Take the problem of ballast water as a perfect example of this difficulty. The industry knows it has the ballast water convention hanging over it like a harbinger of doom, with bills ranging from $1m to $5m to outfit a typical deepsea vessel. But if the money is spent, it could be cash down the drain, if the equipment chosen fails to meet the approval process prescribed by the United States, which is at odds with that agreed by the IMO.

And with the problem of atmospheric emissions, there are US states already enthusiastically fining shipping companies for failing to meet their environmental criteria, while Brussels is already pushing ahead with its own requirements, which will be imposed regionally and in advance of anything that might be agreed in Brussels. And we are still arguing about whether ships should have sufficient reserve power to keep them off a lee shore, with the “brownie points” awarded by the greens to the lowest powered ships, and the views of shipmasters, who have to handle these babies, regarded as secondary, if not irrelevant.

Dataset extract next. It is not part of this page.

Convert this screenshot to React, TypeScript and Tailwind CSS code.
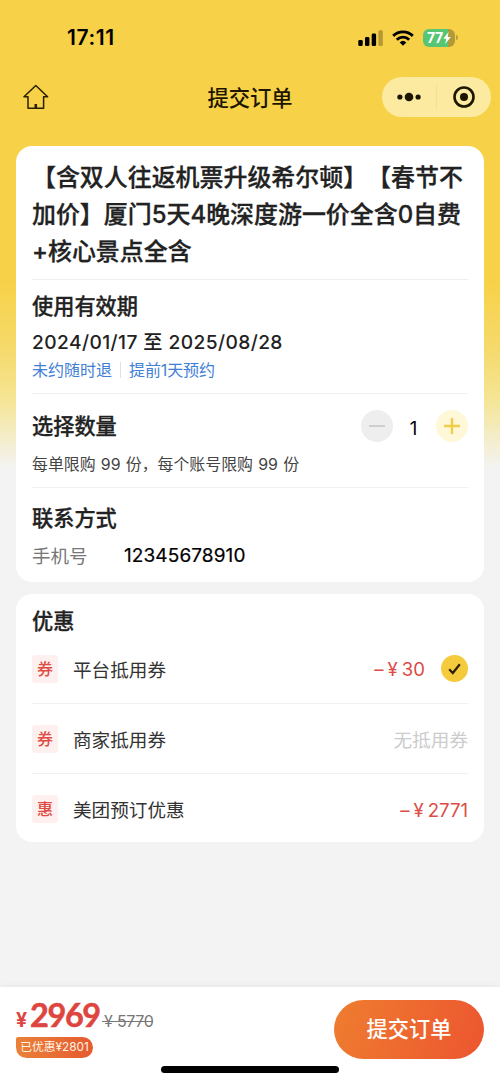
import type { ReactNode } from "react";

const StatusBar = () => (
  <div className="flex h-[74px] items-center justify-between pl-[67px] pr-[42px] pt-px">
    <span className="text-[21px] font-semibold leading-6 tracking-[0.6px]">17:11</span>
    <div className="flex items-center">
      <svg width="25" height="16" viewBox="0 0 25 16">
        <rect x="0.3" y="10" width="4.4" height="6" rx="1.3" />
        <rect x="7" y="7" width="4.4" height="9" rx="1.3" />
        <rect x="13.7" y="3.6" width="4.4" height="12.4" rx="1.3" />
        <rect x="20.4" y="0.3" width="4.4" height="15.7" rx="1.3" opacity="0.27" />
      </svg>
      <svg className="ml-[9px]" width="22" height="16" viewBox="0 0 22 16" fill="none" stroke="#000" strokeWidth="2.9">
        <path d="M1.2 5.9a14 14 0 0 1 19.6 0" />
        <path d="M4.8 9.7a8.8 8.8 0 0 1 12.4 0" />
        <path d="M11 15.7 7.7 12.4a4.8 4.8 0 0 1 6.6 0z" fill="#000" stroke="none" />
      </svg>
      <div className="ml-[9px] flex h-[18px] w-[32px] items-center justify-center rounded-[6px] bg-[linear-gradient(90deg,#57c674_78%,#b09a3a_78%)] text-white">
        <span className="text-[14px] font-bold leading-none tracking-[-0.2px]">77</span>
        <svg width="8" height="12" viewBox="0 0 8 12" fill="#fff">
          <path d="M5.6 0 0.3 6.8h3L2.2 12 7.8 4.9H4.6z" />
        </svg>
      </div>
      <span className="ml-[1px] h-[5px] w-[2px] rounded-r-full bg-[#b9a03c]" />
    </div>
  </div>
);

const NavBar = () => (
  <div className="grid h-[46px] grid-cols-[109px_1fr_109px] items-center pl-[9px] pr-[9px]">
    <svg className="ml-[14px]" width="26" height="26" viewBox="0 0 26 26" fill="none" stroke="#2b2000" strokeWidth="1.5" strokeLinejoin="round">
      <path d="M12.8 1.5 1 12.8h4v11.4h15.6V12.8h4z" />
      <path d="M12.8 20v4" strokeWidth="2.6" />
    </svg>
    <h1 className="pt-px text-center text-[21.3px] font-medium leading-7 text-[#1c1500]">提交订单</h1>
    <div className="flex h-10 w-[109px] items-center rounded-full bg-[#fbeaa0]">
      <div className="flex flex-1 justify-center">
        <svg width="24" height="10" viewBox="0 0 24 10" fill="#1c1500">
          <circle cx="2.9" cy="5" r="2.6" />
          <circle cx="12" cy="5" r="4.3" />
          <circle cx="21.1" cy="5" r="2.6" />
        </svg>
      </div>
      <span className="h-[26px] w-px bg-[#f3e093]" />
      <div className="flex flex-1 justify-center">
        <svg width="22" height="22" viewBox="0 0 22 22" fill="#1c1500">
          <circle cx="11" cy="11" r="9.5" fill="none" stroke="#1c1500" strokeWidth="2.6" />
          <circle cx="11" cy="11" r="4" />
        </svg>
      </div>
    </div>
  </div>
);

const Heading = ({ children }: { children: ReactNode }) => (
  <h2 className="text-[21.2px] font-medium leading-7 text-[#222] [-webkit-text-stroke:0.3px_#222]">{children}</h2>
);

const Coupon = ({ tag, name, children }: { tag: string; name: string; children: ReactNode }) => (
  <div className="flex h-[70px] items-center border-b border-[#f1f1f1] last:border-b-0">
    <span className="flex h-7 w-[26px] items-center justify-center rounded-[3px] bg-[#fdf0ee] text-[16px] font-medium leading-none text-[#e04b43]">
      {tag}
    </span>
    <span className="ml-[15px] pt-[2px] text-[18.6px] leading-6 text-[#333]">{name}</span>
    <div className="ml-auto flex items-center text-[18.6px] leading-6">{children}</div>
  </div>
);

const Amount = ({ value }: { value: string }) => (
  <span className="flex items-center pt-px text-[#dc4b46]">
    <span>–</span>
    <span className="ml-[4px] mr-[4px]">¥</span>
    <span>{value}</span>
  </span>
);

const App = () => {
  return (
    <div className="flex h-[1083px] w-[500px] flex-col overflow-hidden bg-[#f3f3f3] bg-[linear-gradient(180deg,#f7d147_0px,#f7d147_280px,#f5da6c_350px,#f5e595_400px,#f3f3f3_468px)] font-['Inter','Noto_Sans_CJK_SC',sans-serif] text-black [text-spacing-trim:space-all]">
      <StatusBar />
      <NavBar />

      <main className="flex flex-1 flex-col gap-3 px-4 pt-[26px]">
        <section className="h-[436px] rounded-[16px] bg-white px-4">
          <div className="h-[134px] border-b border-[#efefef] pt-[13px]">
            <p className="whitespace-nowrap text-[23.95px] font-medium leading-[37px] text-[#222] [-webkit-text-stroke:0.3px_#222]">
              【含双人往返机票升级希尔顿】【春节不
              <br />
              加价】厦门5天4晚深度游一价全含0自费
              <br />
              +核心景点全含
            </p>
          </div>

          <div className="h-[114px] border-b border-[#f1f1f1] pt-[12px]">
            <Heading>使用有效期</Heading>
            <p className="mt-[8px] text-[19.2px] font-medium leading-7 tracking-[0.4px] text-[#222]">2024/01/17 至 2025/08/28</p>
            <div className="mt-[2px] flex items-center text-[16px] leading-6 text-[#3f7fd6]">
              <span>未约随时退</span>
              <span className="mx-2 h-4 w-px bg-[#dbe3ee]" />
              <span className="tracking-[-0.1px]">提前1天预约</span>
            </div>
          </div>

          <div className="h-[94px] border-b border-[#f1f1f1] pt-4">
            <div className="flex h-8 items-center justify-between">
              <Heading>选择数量</Heading>
              <div className="flex items-center">
                <button className="flex h-8 w-8 items-center justify-center rounded-full bg-[#eee]">
                  <span className="h-[2px] w-4 bg-[#cfcfcf]" />
                </button>
                <span className="w-[41px] pt-1 text-center text-[18.6px] leading-7">1</span>
                <button className="ml-[2px] flex h-8 w-8 items-center justify-center rounded-full bg-[#fef8d8]">
                  <svg width="16" height="16" viewBox="0 0 16 16" stroke="#f3cc45" strokeWidth="2.4">
                    <path d="M8 0v16M0 8h16" />
                  </svg>
                </button>
              </div>
            </div>
            <p className="mt-[11px] text-[15.9px] leading-6 text-[#444] [word-spacing:0.8px]">每单限购 99 份，每个账号限购 99 份</p>
          </div>

          <div className="pt-4">
            <Heading>联系方式</Heading>
            <div className="mt-[10px] flex text-[18.5px] leading-7">
              <span className="w-[92px] text-[#777]">手机号</span>
              <span className="text-[19px] tracking-[0.1px] text-black [-webkit-text-stroke:0.2px_#000]">12345678910</span>
            </div>
          </div>
        </section>

        <section className="h-[248px] rounded-[16px] bg-white px-4 pt-[13px]">
          <Heading>优惠</Heading>
          <div className="-mt-px">
            <Coupon tag="券" name="平台抵用券">
              <Amount value="30" />
              <span className="ml-4 flex size-[27px] items-center justify-center rounded-full bg-[#f5ca3c]">
                <svg width="13" height="12" viewBox="0 0 13 12" fill="none" stroke="#2b2000" strokeWidth="2.2">
                  <path d="M1.2 6.2 4.8 10 11.8 1.2" />
                </svg>
              </span>
            </Coupon>
            <Coupon tag="券" name="商家抵用券">
              <span className="pt-[2px] text-[#ccc]">无抵用券</span>
            </Coupon>
            <Coupon tag="惠" name="美团预订优惠">
              <Amount value="2771" />
            </Coupon>
          </div>
        </section>
      </main>

      <footer className="flex h-24 flex-col bg-white shadow-[0_-1px_6px_rgba(0,0,0,0.05)]">
        <div className="flex h-[79px] items-start justify-between pl-4 pr-4 pt-[13px]">
          <div>
            <div className="-mt-px flex h-8 items-baseline leading-8">
              <span className="w-[14px] text-[19.5px] font-bold text-[#de4540]">¥</span>
              <span className="w-[72px] font-['Lato','Inter',sans-serif] text-[32.5px] font-bold tracking-[-1.4px] text-[#de4540] [-webkit-text-stroke:0.5px_#de4540]">2969</span>
              <span className="relative flex text-[16px] text-[#777]">
                <span className="w-[15px] pl-[2px]">¥</span>
                <span className="tracking-[-0.4px]">5770</span>
                <span className="absolute inset-x-0 top-[16px] h-px bg-[#777]" />
              </span>
            </div>
            <div className="mt-[6px] flex h-[21px] w-[77px] items-center justify-center whitespace-nowrap rounded-[10.5px] rounded-tl-[2px] bg-[linear-gradient(90deg,#ea8138,#e65a30)] text-[11.8px] text-[#fff3e6]">
              已优惠¥2801
            </div>
          </div>
          <button className="h-[59px] w-[150px] rounded-full bg-[linear-gradient(110deg,#ef7d2f,#ec5530)] text-[21.2px] font-medium text-white">
            提交订单
          </button>
        </div>
        <div className="mx-auto h-[7px] w-[178px] rounded-full bg-black" />
      </footer>
    </div>
  );
};

export default App;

The situation was described some time ago, by the Bimco president John Denholm as the “perfect storm” of environmental regulations which was engulfing the shipping industry and an industry, moreover, that was in recovery mode. The industry itself, as is made clear by its representative bodies, is more than willing to take on its environmental improvement burdens, but needs a degree of regulatory certainty and a global perspective that is sadly diminishing as the bickering of the participants in the triangle continue.

None of this is making life easier for the IMO, which has to operate with the support of all its member states and not be dominated by powerful unilateralists such as the US and impatient blocs like that driven by Brussels, diminishing the sensible consensus and argument that was once ever-present in a UN agency proud of its technical expertise and an ability to deliver the goods, even if they took a bit of time to arrive!